The Propers chanted by the choir on this first Sunday in Lent are dominated by verses taken from Psalm 91. It is rare for one biblical passage to be so prominent throughout the service, but this Sunday is exceptional. On this Sunday we enter a liturgical season in which Christ’s forty days in the wilderness (narrated in today’s Gospel reading) is remembered. That experience is marked preeminently by the Son’s faithfulness and trust in the Father’s protection, the theme of Psalm 91.

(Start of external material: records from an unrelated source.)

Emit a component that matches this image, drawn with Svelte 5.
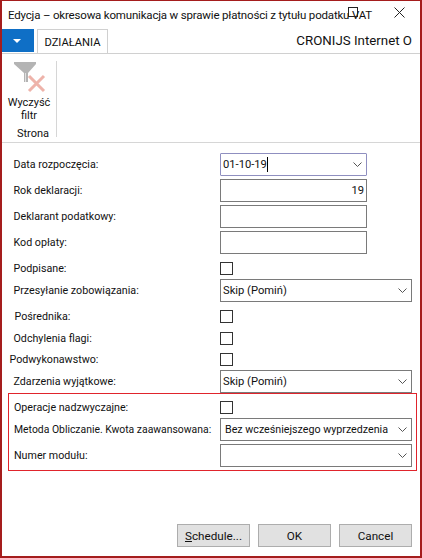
<script>
  // form rows, top to bottom
  const rows = [
    { label: 'Data rozpoczęcia:', kind: 'date', value: '01-10-19', cls: 'first' },
    { label: 'Rok deklaracji:', kind: 'num', value: '19' },
    { label: 'Deklarant podatkowy:', kind: 'text', value: '' },
    { label: 'Kod opłaty:', kind: 'text', value: '' },
    { label: 'Podpisane:', kind: 'check', cls: 'after-input' },
    { label: 'Przesyłanie zobowiązania:', kind: 'select', value: 'Skip (Pomiń)', cls: 'after-check' },
    { label: 'Pośrednika:', kind: 'check', cls: 'after-input in1' },
    { label: 'Odchylenia flagi:', kind: 'check', cls: 'check-gap' },
    { label: 'Podwykonawstwo:', kind: 'check', cls: 'check-gap-s out' },
    { label: 'Zdarzenia wyjątkowe:', kind: 'select', value: 'Skip (Pomiń)', cls: 'after-check' }
  ];
  const marked = [
    { label: 'Operacje nadzwyczajne:', kind: 'check', cls: 'first' },
    { label: 'Metoda Obliczanie. Kwota zaawansowana:', kind: 'select', value: 'Bez wcześniejszego wyprzedzenia', cls: 'after-check small' },
    { label: 'Numer modułu:', kind: 'select', value: '', cls: '' }
  ];
</script>

{#snippet row(r)}
  <div class="row {r.cls ?? ''}">
    <span class="label">{r.label}</span>
    {#if r.kind === 'check'}
      <span class="check"></span>
    {:else}
      <div class="field {r.kind}">
        <span class="val">{r.value}</span>
        {#if r.kind === 'date'}<span class="caret"></span>{/if}
        {#if r.kind === 'date' || r.kind === 'select'}
          <svg class="chev" width="9" height="5" viewBox="0 0 9 5"><path d="M.5.5l4 4 4-4" fill="none" stroke="#555" /></svg>
        {/if}
      </div>
    {/if}
  </div>
{/snippet}

<div class="window">
  <header class="title">
    <span>Edycja – okresowa komunikacja w sprawie płatności z tytułu podatku VAT</span>
    <span class="max"></span>
    <svg class="close" width="11" height="11" viewBox="0 0 11 11"><path d="M.5.5l10 10M10.5.5l-10 10" stroke="#222" fill="none" /></svg>
  </header>

  <div class="tabs">
    <button class="menu" aria-label="menu"><span class="tri"></span></button>
    <div class="tab">DZIAŁANIA</div>
    <div class="company">CRONIJS Internet O</div>
  </div>

  <div class="ribbon">
    <div class="group">
      <svg width="34" height="32" viewBox="0 0 34 32">
        <path d="M1 1h22v2l-8 9v9h-4v-9L1 3z" fill="#b4b4b4" />
        <path d="M12.5 12v9" stroke="#e2e2e2" />
        <path d="M16 15l15 15M31 15L16 30" stroke="#eeb3aa" stroke-width="3" fill="none" />
      </svg>
      <div class="action">Wyczyść<br />filtr</div>
      <div class="group-name">Strona</div>
    </div>
  </div>

  <main class="form">
    {#each rows as r}
      {@render row(r)}
    {/each}
    <section class="marked">
      {#each marked as r}
        {@render row(r)}
      {/each}
    </section>
  </main>

  <footer class="buttons">
    <button><u>S</u>chedule...</button>
    <button>OK</button>
    <button>Cancel</button>
  </footer>
</div>

<style>
  :global(body) {
    margin: 0;
    background: #fff;
  }
  .window {
    box-sizing: border-box;
    width: 422px;
    height: 558px;
    border: 1px solid #a51d1d;
    border-width: 1px 2px 2px 2px;
    display: flex;
    flex-direction: column;
    font-family: Roboto, "Liberation Sans", sans-serif;
    font-size: 10.7px;
    color: #111;
    background: #fff;
    overflow: hidden;
  }
  .title {
    height: 28px;
    flex: none;
    position: relative;
    display: flex;
    align-items: center;
    padding-left: 6px;
    white-space: nowrap;
    font-size: 11.5px;
    letter-spacing: -0.18px;
  }
  .max {
    position: absolute;
    left: 346px;
    top: 6px;
    width: 8px;
    height: 8px;
    border: 1px solid #222;
  }
  .close {
    position: absolute;
    left: 392px;
    top: 6px;
  }
  .tabs {
    height: 24px;
    flex: none;
    display: flex;
    align-items: stretch;
    border-bottom: 1px solid #d0d0d0;
    margin-left: -2px;
  }
  .menu {
    width: 34px;
    height: 23px;
    padding: 0;
    border: 0;
    background: #0f6fc6;
    display: flex;
    align-items: center;
    justify-content: center;
  }
  .tri {
    width: 0;
    height: 0;
    border: 4px solid transparent;
    border-top: 4px solid #fff;
    border-bottom: 0;
  }
  .tab {
    box-sizing: border-box;
    width: 71px;
    height: 24px;
    margin-left: 3px;
    border: 1px solid #d0d0d0;
    border-bottom: 0;
    background: #fff;
    text-align: center;
    line-height: 25px;
    font-size: 11.2px;
  }
  .company {
    margin-left: auto;
    padding-right: 8px;
    font-size: 13.3px;
    line-height: 23px;
  }
  .ribbon {
    height: 89px;
    flex: none;
    border-bottom: 1px solid #d6d6d6;
    box-sizing: border-box;
    padding-top: 7px;
    display: flex;
  }
  .group {
    width: 55px;
    height: 76px;
    border-right: 1px solid #d6d6d6;
    text-align: center;
    font-size: 11px;
    line-height: 13px;
    box-sizing: border-box;
  }
  .group svg {
    display: block;
    margin-left: 11px;
  }
  .action {
    margin-top: 3px;
  }
  .group-name {
    margin-top: 5px;
    padding-left: 8px;
  }
  .form {
    flex: 1;
    padding-top: 10px;
  }
  .row {
    display: grid;
    grid-template-columns: 206.5px auto;
    justify-content: start;
    align-items: center;
    margin-top: 3px;
    padding-left: 11.5px;
  }
  .label {
    white-space: nowrap;
    line-height: 12px;
    padding-top: 1px;
  }
  .row.first {
    margin-top: 0;
  }
  .row.after-input {
    margin-top: 8px;
  }
  .row.after-check {
    margin-top: 4px;
  }
  .row.check-gap {
    margin-top: 9px;
  }
  .row.check-gap-s {
    margin-top: 8px;
  }
  .in1 .label {
    margin-left: 1px;
  }
  .out .label {
    margin-left: -4px;
  }
  .small .label {
    font-size: 10.4px;
  }
  .check {
    box-sizing: border-box;
    width: 13px;
    height: 13px;
    border: 1px solid #333;
    display: block;
  }
  .field {
    box-sizing: border-box;
    height: 23px;
    border: 1px solid #7a7a7a;
    display: flex;
    align-items: center;
    padding: 0 2px;
    position: relative;
    width: 147px;
    font-size: 11.2px;
  }
  .select {
    width: 192px;
  }
  .small .select {
    font-size: 10.7px;
  }
  .small .val {
    margin-left: 2px;
  }
  .date {
    border-color: #8f8fc0;
    border-radius: 1px;
  }
  .num {
    justify-content: flex-end;
  }
  .caret {
    width: 1px;
    height: 15px;
    background: #000;
  }
  .chev {
    position: absolute;
    right: 4px;
    top: 8px;
  }
  .marked {
    box-sizing: border-box;
    width: 409px;
    height: 78px;
    margin: 0 0 0 6px;
    border: 1px solid #e0242c;
    padding-top: 7px;
  }
  .marked .row {
    padding-left: 5px;
    grid-template-columns: 206px auto;
  }
  .buttons {
    flex: none;
    display: flex;
    justify-content: flex-end;
    gap: 8px;
    padding: 0 8px 9px 0;
  }
  .buttons button {
    box-sizing: border-box;
    width: 73px;
    height: 23px;
    background: #e1e1e1;
    border: 1px solid #adadad;
    font: inherit;
    font-size: 11.7px;
    color: #111;
    padding: 0;
  }
</style>
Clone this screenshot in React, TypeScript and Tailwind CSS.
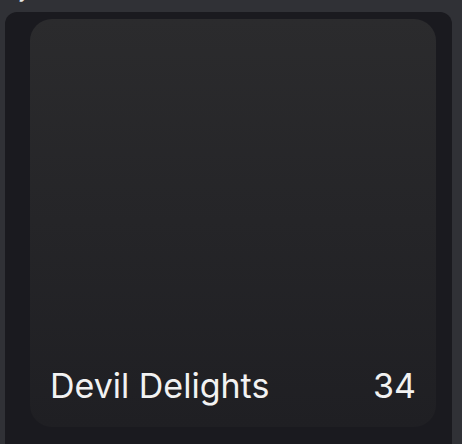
export default function App() {
  return (
    <div className="w-[462px] h-[444px] overflow-hidden bg-[#303136]" style={{ fontFamily: 'Inter, "Noto Sans", sans-serif' }}>
      <div className="h-[12px] overflow-hidden relative">
        <span className="absolute left-[18px] -top-[22px] text-[22px] text-[#e5e5e5] leading-none">y</span>
      </div>
      <div className="ml-[5px] w-[447px] h-[460px] rounded-[12px] bg-[#1a1a1f] pl-[25px] pr-[16px] pt-[7px]">
        <div className="h-[408px] rounded-[22px] bg-gradient-to-b from-[#2b2b2d] to-[#1f1f23] flex flex-col justify-end px-5 pb-[24px]">
          <div className="flex items-end justify-between text-[34px] text-[#f2f2f2] leading-none">
            <span>Devil Delights</span>
            <span>34</span>
          </div>
        </div>
      </div>
    </div>
  );
}
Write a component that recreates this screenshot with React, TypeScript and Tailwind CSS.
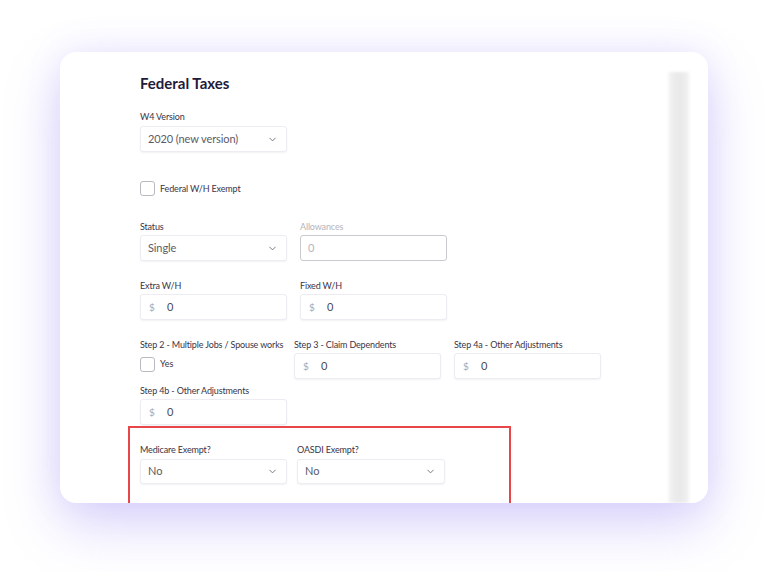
import { ChevronDown } from "lucide-react";

const font = { fontFamily: "Lato, 'Open Sans', sans-serif" };

function Label({ children, muted = false }: { children: React.ReactNode; muted?: boolean }) {
  return (
    <div
      className={`h-[12px] text-[9px] leading-[12px] tracking-[-0.15px] whitespace-nowrap ${muted ? "text-[#b4b4bc]" : "text-[#3a3447]"}`}
    >
      {children}
    </div>
  );
}

function Select({ value, width = "w-[147px]", height = "h-[26px]" }: { value: string; width?: string; height?: string }) {
  return (
    <div
      className={`${width} ${height} flex items-center justify-between rounded-[3px] border border-[#ececf2] bg-white pl-[7px] pr-[8px] shadow-[0_1px_2px_rgba(40,30,90,0.06)]`}
    >
      <span className="text-[11px] tracking-[-0.1px] text-[#5b5b66]">{value}</span>
      <ChevronDown className="h-[11px] w-[11px] text-[#6e6e78]" strokeWidth={2} />
    </div>
  );
}

function MoneyInput({ width = "w-[147px]" }: { width?: string }) {
  return (
    <div
      className={`${width} h-[26px] flex items-center rounded-[3px] border border-[#ececf2] bg-white pl-[8px] shadow-[0_1px_2px_rgba(40,30,90,0.06)]`}
    >
      <span className="w-[18px] text-[10px] text-[#a8a8b0]">$</span>
      <span className="text-[11px] text-[#4a4a55]">0</span>
    </div>
  );
}

function Checkbox() {
  return <div className="h-[15px] w-[15px] rounded-[3px] border border-[#b9b9c2] bg-white" />;
}

export default function App() {
  return (
    <div
      className="relative h-[572px] w-[768px] overflow-hidden bg-white pl-[60px] pt-[52px]"
      style={font}
    >
      <div className="flex h-[451px] w-[648px] overflow-hidden rounded-[16px] bg-white shadow-[0_22px_55px_rgba(125,105,240,0.28),0_0_34px_rgba(150,130,245,0.14)]">
        <div className="flex-1 pl-[80px] pt-[22px]">
          <h1 className="h-[18px] text-[15px] font-bold leading-[18px] text-[#1f1b3b]">Federal Taxes</h1>

          <div className="mt-[19px]">
            <Label>W4 Version</Label>
            <div className="mt-[3px]">
              <Select value="2020 (new version)" />
            </div>
          </div>

          <div className="mt-[29px] flex items-center gap-[5px]">
            <Checkbox />
            <span className="text-[9px] tracking-[-0.15px] text-[#3a3447]">Federal W/H Exempt</span>
          </div>

          <div className="mt-[25px] flex gap-[13px]">
            <div>
              <Label>Status</Label>
              <div className="mt-[2px]">
                <Select value="Single" />
              </div>
            </div>
            <div>
              <Label muted>Allowances</Label>
              <div className="mt-[2px] flex h-[26px] w-[147px] items-center rounded-[3px] border border-[#c9c9cf] bg-white pl-[7px]">
                <span className="text-[11px] text-[#b4b4bc]">0</span>
              </div>
            </div>
          </div>

          <div className="mt-[19px] flex gap-[13px]">
            <div>
              <Label>Extra W/H</Label>
              <div className="mt-[2px]">
                <MoneyInput />
              </div>
            </div>
            <div>
              <Label>Fixed W/H</Label>
              <div className="mt-[2px]">
                <MoneyInput />
              </div>
            </div>
          </div>

          <div className="mt-[19px] flex">
            <div className="w-[154px]">
              <Label>Step 2 - Multiple Jobs / Spouse works</Label>
              <div className="mt-[6px] flex items-center gap-[5px]">
                <Checkbox />
                <span className="-mt-[2px] text-[9px] text-[#3a3447]">Yes</span>
              </div>
            </div>
            <div className="w-[160px]">
              <Label>Step 3 - Claim Dependents</Label>
              <div className="mt-[2px]">
                <MoneyInput />
              </div>
            </div>
            <div>
              <Label>Step 4a - Other Adjustments</Label>
              <div className="mt-[2px]">
                <MoneyInput />
              </div>
            </div>
          </div>

          <div className="mt-[6px]">
            <Label>Step 4b - Other Adjustments</Label>
            <div className="mt-[2px]">
              <MoneyInput />
            </div>
          </div>

          <div className="-ml-[12px] mt-px h-[90px] w-[383px] border-2 border-[#e8474a] pl-[10px] pt-[16px]">
            <div className="flex gap-[10px]">
              <div>
                <Label>Medicare Exempt?</Label>
                <div className="mt-[3px]">
                  <Select value="No" height="h-[25px]" />
                </div>
              </div>
              <div>
                <Label>OASDI Exempt?</Label>
                <div className="mt-[3px]">
                  <Select value="No" width="w-[148px]" height="h-[25px]" />
                </div>
              </div>
            </div>
          </div>
        </div>

        <div className="mr-[18px] mt-[20px] w-[22px] bg-[linear-gradient(90deg,#f6f6f6_0%,#ebebeb_30%,#e9e9e9_60%,#efefef_85%,#fbfbfb_100%)] blur-[1.5px]" />
      </div>
    </div>
  );
}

Old Testament scholar Derek Kidner writes that Psalm 91 “is a psalm for danger: for times of exposure and encirclement or of challenging the power of evil.” As we read in today’s Gospel, two of its verses were cited by the devil (St. Matthew 4:6) as a cynical taunt, urging Jesus to put the Father to the test by leaping from the roof of the Temple: “He shall give his angels charge over thee, to keep thee in all thy ways.” The fact that those very verses are chanted in today’s (lengthy) Tract affirms their truthfulness, despite the devil’s misuse of them. As Kidner observes: “It was characteristic of the devil to read this promise as an invitation to arrogance. It was characteristic of God, Father and Son, that angelic help was sent when it was most needed [St. Matthew 4:11], accepted as strength for service and sacrifice, and refused for self-advantage.”
The text to our Processional hymn — “With broken heart and contrite sigh” — was inspired by the humble spirit of the Publican in the parable in St. Luke 18:9-14. Such humility is the response to God’s generous and faithful protection. Our Lenten Sequence hymn — an Anglican chant setting of Psalm 51:1-13 — sustains the penitential posture established with this psalm’s recitation on Ash Wednesday.
Our Sermon hymn — “Lord Jesus, think on me” — is based on a prayer of Bishop Synesius of Cyrene (370-430):
Christ, Son of the most high God, remember your servant, a man of sinful heart, who writes this; send deliverance from sorrows and griefs to my soul, born in sin; Jesus, Savior, grant me to see your divine radiance, so that having seen, I may sing a song, praises in my soul, praises in my body, to the Father with the great Holy Spirit.
The Offertory anthem by the choir is a poem by John Donne (1573-1631) set to a chorale by Johann Sebastian Bach (1685-1750). Donne’s poem is entitled “A Hymn to God the Father,” on which you may read a commentary here.
Wilt thou forgive that sin where I begun,
Which was my sin, though it were done before?
Wilt thou forgive that sin, through which I run,
And do run still, though still I do deplore?
When thou hast done, thou hast not done,
For I have more.
Wilt thou forgive that sin which I have won
Others to sin, and made my sin their door?
Wilt thou forgive that sin which I did shun
A year or two, but wallow’d in, a score?
When thou hast done, thou hast not done,
For I have more.
I have a sin of fear, that when I have spun
My last thread, I shall perish on the shore;
But swear by thyself, that at my death thy Son
Shall shine as he shines now, and heretofore;
And, having done that, thou hast done;
I fear no more.
The Bach chorale to which the choir sings Donne’s prayer is So gibst du nun, mein Jesu, gute Nacht! (“Now must Thou then, my Saviour, say farewell?”). The original text that Bach set with this music was from a 24-stanza poem by August Pfeiffer (1640-1698), a German Lutheran theologian.
Here is the chorale with its original text (four of the 24 stanzas), sung by the Bach-Collegium Stuttgart, conducted by Helmuth Rilling.
The choir’s Communion motet is the text of “O food to pilgrims given,” set to another Bach chorale. The story of this text and tune are here.
Our Communion hymns are “O Lamb of God, still keep me” and “Let thy Blood in mercy poured.” The service closes with “Saviour, when in dust to thee,” a hymn which encourages us to remember the sufferings of Jesus. “Looking unto Jesus the author and finisher of our faith; who for the joy that was set before him endured the cross, despising the shame, and is set down at the right hand of the throne of God.”